SUPPLIED DATA
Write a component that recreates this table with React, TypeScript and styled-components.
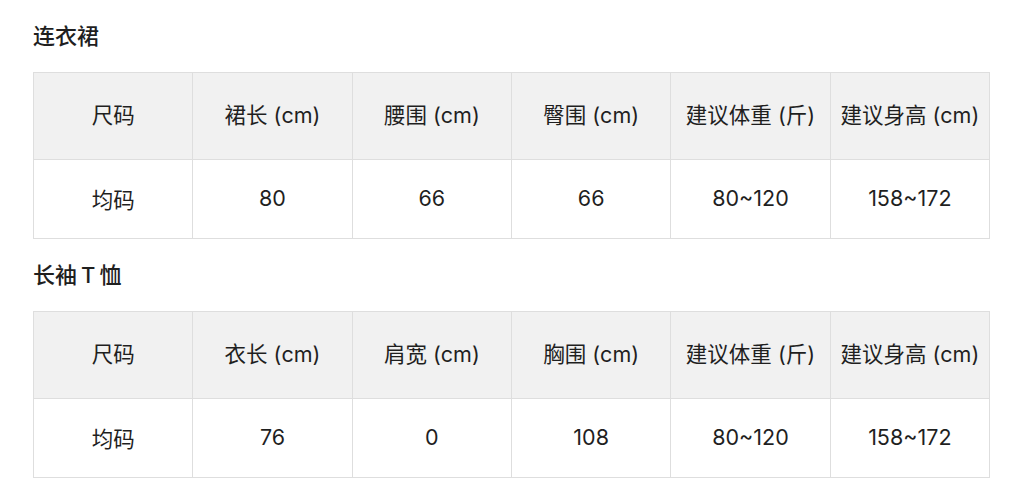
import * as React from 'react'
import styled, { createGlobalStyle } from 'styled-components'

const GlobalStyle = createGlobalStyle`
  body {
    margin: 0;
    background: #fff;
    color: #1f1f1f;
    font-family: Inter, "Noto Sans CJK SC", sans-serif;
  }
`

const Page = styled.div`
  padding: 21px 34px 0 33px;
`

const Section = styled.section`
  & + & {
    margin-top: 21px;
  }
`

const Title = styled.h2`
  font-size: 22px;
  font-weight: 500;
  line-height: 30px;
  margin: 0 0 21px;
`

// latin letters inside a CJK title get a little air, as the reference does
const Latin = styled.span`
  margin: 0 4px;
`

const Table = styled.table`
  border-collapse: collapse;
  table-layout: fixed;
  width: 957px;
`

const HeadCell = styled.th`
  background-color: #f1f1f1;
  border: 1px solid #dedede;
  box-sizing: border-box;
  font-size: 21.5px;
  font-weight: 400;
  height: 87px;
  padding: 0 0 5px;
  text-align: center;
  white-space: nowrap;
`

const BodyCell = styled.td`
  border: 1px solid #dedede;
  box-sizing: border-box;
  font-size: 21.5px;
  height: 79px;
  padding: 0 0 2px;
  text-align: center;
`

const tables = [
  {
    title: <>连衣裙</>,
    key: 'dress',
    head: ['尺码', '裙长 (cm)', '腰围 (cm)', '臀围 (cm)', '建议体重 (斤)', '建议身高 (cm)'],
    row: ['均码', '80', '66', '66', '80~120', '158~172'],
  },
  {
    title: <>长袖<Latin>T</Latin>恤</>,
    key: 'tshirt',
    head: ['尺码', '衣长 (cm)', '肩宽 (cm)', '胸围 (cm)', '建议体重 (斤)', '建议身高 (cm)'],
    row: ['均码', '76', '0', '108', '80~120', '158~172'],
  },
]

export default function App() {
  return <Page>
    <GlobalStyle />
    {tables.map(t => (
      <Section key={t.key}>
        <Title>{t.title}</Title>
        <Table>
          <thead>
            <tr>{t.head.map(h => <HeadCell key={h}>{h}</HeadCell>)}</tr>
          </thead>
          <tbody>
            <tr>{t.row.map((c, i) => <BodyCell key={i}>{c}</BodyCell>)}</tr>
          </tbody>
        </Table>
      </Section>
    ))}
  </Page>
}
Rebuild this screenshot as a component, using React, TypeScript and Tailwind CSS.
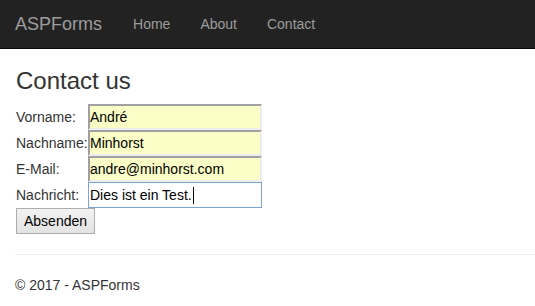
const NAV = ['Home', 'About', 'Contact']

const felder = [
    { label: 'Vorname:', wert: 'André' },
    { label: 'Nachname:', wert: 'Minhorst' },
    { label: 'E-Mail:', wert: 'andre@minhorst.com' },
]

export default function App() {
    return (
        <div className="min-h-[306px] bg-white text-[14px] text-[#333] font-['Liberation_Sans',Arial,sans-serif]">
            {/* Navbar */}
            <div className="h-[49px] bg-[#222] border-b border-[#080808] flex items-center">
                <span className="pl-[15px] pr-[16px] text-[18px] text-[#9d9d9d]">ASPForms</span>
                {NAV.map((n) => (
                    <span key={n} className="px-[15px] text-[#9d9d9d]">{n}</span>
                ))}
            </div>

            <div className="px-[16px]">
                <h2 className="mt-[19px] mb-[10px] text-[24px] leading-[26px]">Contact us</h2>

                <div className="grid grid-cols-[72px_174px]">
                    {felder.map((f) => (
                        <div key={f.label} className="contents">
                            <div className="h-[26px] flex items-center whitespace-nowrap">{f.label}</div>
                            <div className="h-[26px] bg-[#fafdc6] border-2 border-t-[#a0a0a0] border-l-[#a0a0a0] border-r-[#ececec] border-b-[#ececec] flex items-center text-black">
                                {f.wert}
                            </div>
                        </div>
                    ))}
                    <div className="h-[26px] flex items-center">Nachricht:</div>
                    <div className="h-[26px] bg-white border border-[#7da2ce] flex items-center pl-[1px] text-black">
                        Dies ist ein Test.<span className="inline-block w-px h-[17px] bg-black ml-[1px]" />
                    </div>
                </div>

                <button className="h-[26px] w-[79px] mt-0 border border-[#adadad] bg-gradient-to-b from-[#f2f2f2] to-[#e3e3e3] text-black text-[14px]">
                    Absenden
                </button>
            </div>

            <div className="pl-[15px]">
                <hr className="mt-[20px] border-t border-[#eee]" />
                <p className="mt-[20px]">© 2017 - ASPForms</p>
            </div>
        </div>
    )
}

PROMPT
Reproduce the whole listing word for word, setting aside any pictures.

EXPECTED ANSWER
Write a component that recreates this table with React, TypeScript and styled-components.
import * as React from 'react'
import styled, { createGlobalStyle } from 'styled-components'

const GlobalStyle = createGlobalStyle`
  body {
    margin: 0;
    background: #fff;
    color: #1f1f1f;
    font-family: Inter, "Noto Sans CJK SC", sans-serif;
  }
`

const Page = styled.div`
  padding: 21px 34px 0 33px;
`

const Section = styled.section`
  & + & {
    margin-top: 21px;
  }
`

const Title = styled.h2`
  font-size: 22px;
  font-weight: 500;
  line-height: 30px;
  margin: 0 0 21px;
`

// latin letters inside a CJK title get a little air, as the reference does
const Latin = styled.span`
  margin: 0 4px;
`

const Table = styled.table`
  border-collapse: collapse;
  table-layout: fixed;
  width: 957px;
`

const HeadCell = styled.th`
  background-color: #f1f1f1;
  border: 1px solid #dedede;
  box-sizing: border-box;
  font-size: 21.5px;
  font-weight: 400;
  height: 87px;
  padding: 0 0 5px;
  text-align: center;
  white-space: nowrap;
`

const BodyCell = styled.td`
  border: 1px solid #dedede;
  box-sizing: border-box;
  font-size: 21.5px;
  height: 79px;
  padding: 0 0 2px;
  text-align: center;
`

const tables = [
  {
    title: <>连衣裙</>,
    key: 'dress',
    head: ['尺码', '裙长 (cm)', '腰围 (cm)', '臀围 (cm)', '建议体重 (斤)', '建议身高 (cm)'],
    row: ['均码', '80', '66', '66', '80~120', '158~172'],
  },
  {
    title: <>长袖<Latin>T</Latin>恤</>,
    key: 'tshirt',
    head: ['尺码', '衣长 (cm)', '肩宽 (cm)', '胸围 (cm)', '建议体重 (斤)', '建议身高 (cm)'],
    row: ['均码', '76', '0', '108', '80~120', '158~172'],
  },
]

export default function App() {
  return <Page>
    <GlobalStyle />
    {tables.map(t => (
      <Section key={t.key}>
        <Title>{t.title}</Title>
        <Table>
          <thead>
            <tr>{t.head.map(h => <HeadCell key={h}>{h}</HeadCell>)}</tr>
          </thead>
          <tbody>
            <tr>{t.row.map((c, i) => <BodyCell key={i}>{c}</BodyCell>)}</tr>
          </tbody>
        </Table>
      </Section>
    ))}
  </Page>
}
Rebuild this screenshot as a component, using React, TypeScript and Tailwind CSS.
const NAV = ['Home', 'About', 'Contact']

const felder = [
    { label: 'Vorname:', wert: 'André' },
    { label: 'Nachname:', wert: 'Minhorst' },
    { label: 'E-Mail:', wert: 'andre@minhorst.com' },
]

export default function App() {
    return (
        <div className="min-h-[306px] bg-white text-[14px] text-[#333] font-['Liberation_Sans',Arial,sans-serif]">
            {/* Navbar */}
            <div className="h-[49px] bg-[#222] border-b border-[#080808] flex items-center">
                <span className="pl-[15px] pr-[16px] text-[18px] text-[#9d9d9d]">ASPForms</span>
                {NAV.map((n) => (
                    <span key={n} className="px-[15px] text-[#9d9d9d]">{n}</span>
                ))}
            </div>

            <div className="px-[16px]">
                <h2 className="mt-[19px] mb-[10px] text-[24px] leading-[26px]">Contact us</h2>

                <div className="grid grid-cols-[72px_174px]">
                    {felder.map((f) => (
                        <div key={f.label} className="contents">
                            <div className="h-[26px] flex items-center whitespace-nowrap">{f.label}</div>
                            <div className="h-[26px] bg-[#fafdc6] border-2 border-t-[#a0a0a0] border-l-[#a0a0a0] border-r-[#ececec] border-b-[#ececec] flex items-center text-black">
                                {f.wert}
                            </div>
                        </div>
                    ))}
                    <div className="h-[26px] flex items-center">Nachricht:</div>
                    <div className="h-[26px] bg-white border border-[#7da2ce] flex items-center pl-[1px] text-black">
                        Dies ist ein Test.<span className="inline-block w-px h-[17px] bg-black ml-[1px]" />
                    </div>
                </div>

                <button className="h-[26px] w-[79px] mt-0 border border-[#adadad] bg-gradient-to-b from-[#f2f2f2] to-[#e3e3e3] text-black text-[14px]">
                    Absenden
                </button>
            </div>

            <div className="pl-[15px]">
                <hr className="mt-[20px] border-t border-[#eee]" />
                <p className="mt-[20px]">© 2017 - ASPForms</p>
            </div>
        </div>
    )
}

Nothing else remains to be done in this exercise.